Sarmizegetusa Regia, Transylvania, Romania, by Mirela Felicia Catalinoiu
Sarmizegetusa Regia, Transylvania, Romania, by Mirela Felicia Catalinoiu

They believe in immortality thinking that death is just a passage to go to Zamolxis. Apparently they had only one god and every four years they were sending to him a messenger with their requests by throwing him in the spears. If he will die quickly this means the message will be sent if he will die very hard this means the messenger is a bad man and they have to send someone else. Their banner was a wolf and the process of initiation for warriors was consisting by letting them for two years becoming wolf in the wilderness adopting their behaviour and only after they were considered good warriors

Sarmizegetusa Regia, Transylvania, Romania, by Mirela Felicia Catalinoiu
Sarmizegetusa Regia, Transylvania, Romania, by Mirela Felicia Catalinoiu

They were fearless that’s why it took Traian some time to defeat them. Even after being defeated by the Romans could not keep the entire Dacia under their rule, a big part of it kept its freedom. At that time, Dacia was famous for its gold mines and  there are lots of legends concerning the hidden Dacian gold. That’s why in the region there are lots of treasure hunters. Even recently was discovered some gold coins not too far from Sarmizegetusa.

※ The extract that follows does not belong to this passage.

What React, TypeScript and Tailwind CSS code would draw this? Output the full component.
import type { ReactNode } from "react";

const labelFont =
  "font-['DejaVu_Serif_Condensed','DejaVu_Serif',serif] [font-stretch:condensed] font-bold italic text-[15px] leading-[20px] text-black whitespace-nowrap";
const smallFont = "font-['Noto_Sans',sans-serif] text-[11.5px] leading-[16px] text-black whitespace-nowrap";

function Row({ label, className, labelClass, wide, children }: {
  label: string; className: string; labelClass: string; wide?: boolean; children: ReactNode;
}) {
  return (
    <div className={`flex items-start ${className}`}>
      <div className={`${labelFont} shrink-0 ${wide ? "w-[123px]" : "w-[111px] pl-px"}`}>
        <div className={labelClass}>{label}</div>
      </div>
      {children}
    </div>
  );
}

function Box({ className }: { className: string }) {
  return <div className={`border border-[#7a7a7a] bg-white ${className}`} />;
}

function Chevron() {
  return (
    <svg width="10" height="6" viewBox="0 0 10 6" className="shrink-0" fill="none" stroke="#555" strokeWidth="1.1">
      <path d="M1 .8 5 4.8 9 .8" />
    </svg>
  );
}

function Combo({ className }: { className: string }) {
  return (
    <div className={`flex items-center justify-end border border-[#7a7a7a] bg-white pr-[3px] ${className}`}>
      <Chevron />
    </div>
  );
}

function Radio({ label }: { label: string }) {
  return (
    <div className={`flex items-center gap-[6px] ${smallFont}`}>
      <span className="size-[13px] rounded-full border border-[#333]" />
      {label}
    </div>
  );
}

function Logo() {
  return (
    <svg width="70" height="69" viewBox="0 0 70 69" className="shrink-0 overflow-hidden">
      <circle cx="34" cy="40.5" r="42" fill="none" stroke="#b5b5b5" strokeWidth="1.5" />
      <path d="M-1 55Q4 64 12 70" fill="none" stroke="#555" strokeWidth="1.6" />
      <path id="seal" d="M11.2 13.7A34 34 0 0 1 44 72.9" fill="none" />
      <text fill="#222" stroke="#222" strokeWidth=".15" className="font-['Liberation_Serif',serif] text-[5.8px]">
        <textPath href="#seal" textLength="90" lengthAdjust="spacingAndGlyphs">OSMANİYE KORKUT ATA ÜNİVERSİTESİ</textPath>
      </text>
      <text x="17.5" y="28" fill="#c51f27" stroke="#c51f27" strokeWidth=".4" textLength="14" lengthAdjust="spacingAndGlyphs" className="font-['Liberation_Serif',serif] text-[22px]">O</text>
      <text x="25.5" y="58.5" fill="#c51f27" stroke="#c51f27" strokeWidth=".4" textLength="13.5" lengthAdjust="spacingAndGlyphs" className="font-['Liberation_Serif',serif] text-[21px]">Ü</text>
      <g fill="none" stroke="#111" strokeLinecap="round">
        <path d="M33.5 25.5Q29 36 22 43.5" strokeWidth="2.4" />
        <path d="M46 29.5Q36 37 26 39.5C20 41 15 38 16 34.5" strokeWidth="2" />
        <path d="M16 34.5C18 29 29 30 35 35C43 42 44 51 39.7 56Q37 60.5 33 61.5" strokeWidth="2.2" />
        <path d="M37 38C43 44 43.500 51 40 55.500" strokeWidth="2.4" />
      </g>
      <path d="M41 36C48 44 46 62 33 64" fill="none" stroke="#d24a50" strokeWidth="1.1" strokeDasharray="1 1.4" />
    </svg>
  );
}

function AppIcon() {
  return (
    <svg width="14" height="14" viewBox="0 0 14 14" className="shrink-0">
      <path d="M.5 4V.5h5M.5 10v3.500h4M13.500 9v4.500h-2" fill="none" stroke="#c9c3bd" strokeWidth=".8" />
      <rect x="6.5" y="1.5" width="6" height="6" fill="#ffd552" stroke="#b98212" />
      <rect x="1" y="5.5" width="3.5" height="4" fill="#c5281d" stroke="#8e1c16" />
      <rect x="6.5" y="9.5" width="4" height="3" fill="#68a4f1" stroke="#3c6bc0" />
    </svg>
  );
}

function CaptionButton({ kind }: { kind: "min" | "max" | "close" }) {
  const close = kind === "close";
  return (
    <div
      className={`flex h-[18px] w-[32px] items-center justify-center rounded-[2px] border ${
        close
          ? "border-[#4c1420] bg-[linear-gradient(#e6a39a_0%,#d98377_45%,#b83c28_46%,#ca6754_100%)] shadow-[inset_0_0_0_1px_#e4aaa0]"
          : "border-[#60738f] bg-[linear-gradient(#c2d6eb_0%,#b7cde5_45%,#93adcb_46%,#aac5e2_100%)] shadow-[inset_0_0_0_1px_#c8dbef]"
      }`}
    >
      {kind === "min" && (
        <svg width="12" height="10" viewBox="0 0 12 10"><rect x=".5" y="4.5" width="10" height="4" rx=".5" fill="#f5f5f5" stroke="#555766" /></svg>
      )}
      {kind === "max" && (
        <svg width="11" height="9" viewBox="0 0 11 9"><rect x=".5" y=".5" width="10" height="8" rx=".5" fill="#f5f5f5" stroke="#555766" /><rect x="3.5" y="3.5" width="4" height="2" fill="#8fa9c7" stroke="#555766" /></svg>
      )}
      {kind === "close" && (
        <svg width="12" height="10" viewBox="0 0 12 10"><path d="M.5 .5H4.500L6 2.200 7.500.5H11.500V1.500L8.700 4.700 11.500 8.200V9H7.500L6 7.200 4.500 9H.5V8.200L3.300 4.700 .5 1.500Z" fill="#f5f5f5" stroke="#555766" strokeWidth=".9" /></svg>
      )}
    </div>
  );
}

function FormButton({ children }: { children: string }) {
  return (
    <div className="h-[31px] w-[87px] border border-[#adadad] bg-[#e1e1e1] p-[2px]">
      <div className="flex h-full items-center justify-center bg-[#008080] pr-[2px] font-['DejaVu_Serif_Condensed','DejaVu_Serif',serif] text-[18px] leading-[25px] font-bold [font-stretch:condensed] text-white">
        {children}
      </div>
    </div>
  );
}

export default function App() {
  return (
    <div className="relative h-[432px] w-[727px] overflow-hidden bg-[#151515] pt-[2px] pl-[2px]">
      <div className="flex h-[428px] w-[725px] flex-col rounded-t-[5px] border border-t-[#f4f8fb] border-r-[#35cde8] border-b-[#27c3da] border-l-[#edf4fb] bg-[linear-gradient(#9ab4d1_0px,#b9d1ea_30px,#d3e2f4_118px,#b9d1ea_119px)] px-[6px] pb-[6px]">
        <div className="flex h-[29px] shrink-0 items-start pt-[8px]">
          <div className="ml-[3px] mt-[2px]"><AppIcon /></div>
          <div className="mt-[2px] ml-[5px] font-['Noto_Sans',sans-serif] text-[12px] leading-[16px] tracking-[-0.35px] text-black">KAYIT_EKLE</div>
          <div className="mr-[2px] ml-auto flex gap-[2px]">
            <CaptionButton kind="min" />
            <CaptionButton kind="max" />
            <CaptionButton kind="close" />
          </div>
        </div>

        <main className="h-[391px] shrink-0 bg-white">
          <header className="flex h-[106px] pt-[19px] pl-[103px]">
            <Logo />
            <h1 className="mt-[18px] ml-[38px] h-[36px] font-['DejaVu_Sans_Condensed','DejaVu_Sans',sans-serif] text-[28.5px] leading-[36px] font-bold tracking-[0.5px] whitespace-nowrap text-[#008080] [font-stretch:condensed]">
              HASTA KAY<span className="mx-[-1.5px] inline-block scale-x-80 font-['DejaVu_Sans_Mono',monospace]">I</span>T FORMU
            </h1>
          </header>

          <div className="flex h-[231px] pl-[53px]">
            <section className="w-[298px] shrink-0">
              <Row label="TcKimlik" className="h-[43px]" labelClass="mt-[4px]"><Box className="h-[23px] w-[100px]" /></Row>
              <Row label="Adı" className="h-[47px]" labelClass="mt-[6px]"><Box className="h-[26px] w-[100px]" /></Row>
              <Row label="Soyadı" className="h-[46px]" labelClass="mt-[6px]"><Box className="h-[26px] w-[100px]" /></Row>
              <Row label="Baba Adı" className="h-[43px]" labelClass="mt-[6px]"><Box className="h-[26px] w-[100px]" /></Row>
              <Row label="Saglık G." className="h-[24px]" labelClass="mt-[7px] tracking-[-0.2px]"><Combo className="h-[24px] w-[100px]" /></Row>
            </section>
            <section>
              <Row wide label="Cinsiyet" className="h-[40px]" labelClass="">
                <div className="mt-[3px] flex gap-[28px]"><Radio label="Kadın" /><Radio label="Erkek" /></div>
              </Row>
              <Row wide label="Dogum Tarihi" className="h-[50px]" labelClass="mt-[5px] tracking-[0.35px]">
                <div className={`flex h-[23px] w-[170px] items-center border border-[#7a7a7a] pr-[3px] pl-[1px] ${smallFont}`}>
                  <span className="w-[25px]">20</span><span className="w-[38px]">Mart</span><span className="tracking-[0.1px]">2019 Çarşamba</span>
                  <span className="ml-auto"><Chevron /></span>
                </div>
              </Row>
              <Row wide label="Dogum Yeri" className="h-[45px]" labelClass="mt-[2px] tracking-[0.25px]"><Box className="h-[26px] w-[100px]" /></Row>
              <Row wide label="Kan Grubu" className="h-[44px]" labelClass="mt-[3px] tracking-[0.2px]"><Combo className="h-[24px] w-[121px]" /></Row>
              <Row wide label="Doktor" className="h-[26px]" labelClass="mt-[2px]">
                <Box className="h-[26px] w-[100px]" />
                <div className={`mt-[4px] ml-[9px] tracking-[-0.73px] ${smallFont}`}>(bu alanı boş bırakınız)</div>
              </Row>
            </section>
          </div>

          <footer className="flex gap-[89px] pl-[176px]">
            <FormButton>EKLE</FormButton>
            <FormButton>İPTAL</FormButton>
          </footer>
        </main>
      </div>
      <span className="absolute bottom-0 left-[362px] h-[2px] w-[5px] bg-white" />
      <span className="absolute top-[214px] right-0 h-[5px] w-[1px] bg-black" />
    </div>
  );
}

Sarmizegetusa Regia, Transylvania, Romania, by Mirela Felicia Catalinoiu
Sarmizegetusa Regia, Transylvania, Romania, by Mirela Felicia Catalinoiu

Ther are so many questions without any answer c0ncearing the Dacians and that mountain still keeps so many secrets unrevealed.  I am surprised by the attitude of the authorities which are not doing anything to unveil more of Sarmizegetusa. Wandering around the fortress it is impossible not to notice pieces of stone from the walls of Sarmizegetusa scattered around so, of course, the normal question will be “Why they do not continue with the digging?“, because that mountain still contains lots of artefacts which might shed a light. Normally the authorities will say they do not have money but they have money to build an oversized cathedral in Bucharest which costs 400 millions euros. Talking about priorities

Sarmizegetusa Regia, Transylvania, Romania, by Mirela Felicia Catalinoiu
Sarmizegetusa Regia, Transylvania, Romania, by Mirela Felicia Catalinoiu

I left Sarmizegetusa being so stirred up. Lots of questions were shouting in my mind but soon I shut them up. My eyes returned towards nature. The fog was walking slowly remaining here and there tangled in the tree`s branches. The outside silence I transferred inside me.  I was the wandering fog. I was the drenched tree. I was part of everything around me.

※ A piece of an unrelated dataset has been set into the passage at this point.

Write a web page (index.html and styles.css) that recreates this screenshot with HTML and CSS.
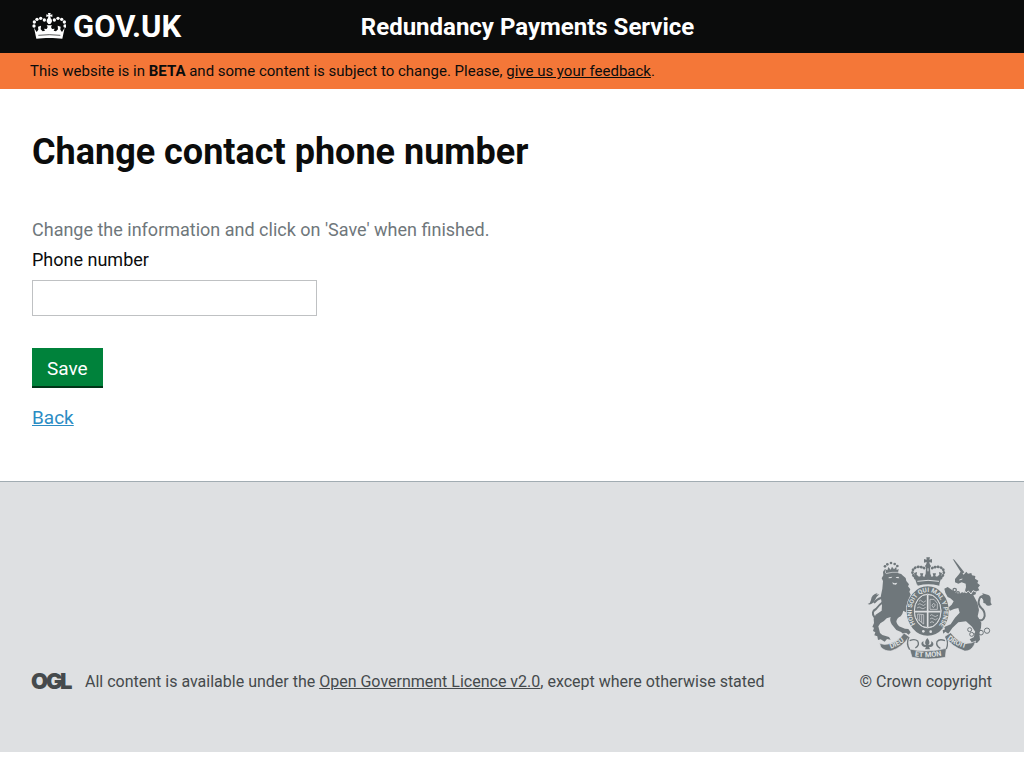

Transylvania, Romania, by Mirela Felicia Catalinoiu
Transylvania, Romania, by Mirela Felicia Catalinoiu

I would have stayed more but I had a long way back home ahead. Made again a bouquet and put it close to remind me where I have been. Since I did not want to return on the same road went to Petrosani and from there I took to the road DN7A which took me through to mountains to Voineasa . From Voineasa to Bucharest I took E81. The DN7A road  is going along the Lotru River passing through the mountains and the views are breathtaking 

Parnag Mountains, by Mirela Felicia Catalinoiu
Parang Mountains, by Mirela Felicia Catalinoiu

Again I was returning to the core of the mountains. The steep rocky walls and the quick river passing by. That passage felt like I was leaving a miraculous world of green filled with magic and mysteries and now I was finding my path to home

Parnag Mountains, by Mirela Felicia Catalinoiu
Parang Mountains, by Mirela Felicia Catalinoiu

Till I reached Voineasa it felt like I had the longest 70 km and I was even thinking “Why do I rush home? Can`t I spend more time here?“. Only the cold I was feeling reminded me that I was not properly dressed and maybe it will be wiser to continue my trip.

Parnag Mountains, by Mirela Felicia Catalinoiu
Parang Mountains, by Mirela Felicia Catalinoiu

I kept looking back. The fog was embracing gently the mountains peaks. I was thinking that I had such an intense weekend. So many miles and so many places I have seen. So much green and picturesque scenery. I have seen, felt, smelled the Spring everywhere. I have wandered through mountain roads. I have seen ruins of  ancient fortresses and disturbed their sleep. I have been kissed by the rain and embraced by fog. I have been bewildered and enchanted by nature. I had the perfect weekend!!!

On my way home while passing through Olt Valley I was thinking to say  goodbye to the mountains and to Sarmizegetusa, To say goodbye to Transylvania and to my departed friend Noam Avnon. He loved these parts and he died in this part of the world. It was hard to see these places thinking that he was dead but probably it was my way of letting him go. I did not realise till now that he taught me so much.

Olt Valley, Romania, by Mirela Felicia Catalinoiu
Olt Valley, Romania, by Mirela Felicia Catalinoiu

As I said, Transylvania is not only Dracula or Bran, Brasov and Sibiu. Transylvania is the green of the rolling hills, the picturesque villages forgotten by time, the ruins of an ancient civilisation which haven’t shared all its secrets yet. Transylvania is magical and mysterious. Transylvania is drop dead beautiful!!!

Dedicated to the memory of my departed friend Noam Avnon, who took me here for the first time and taught me how to appreciate the beauties of my own country.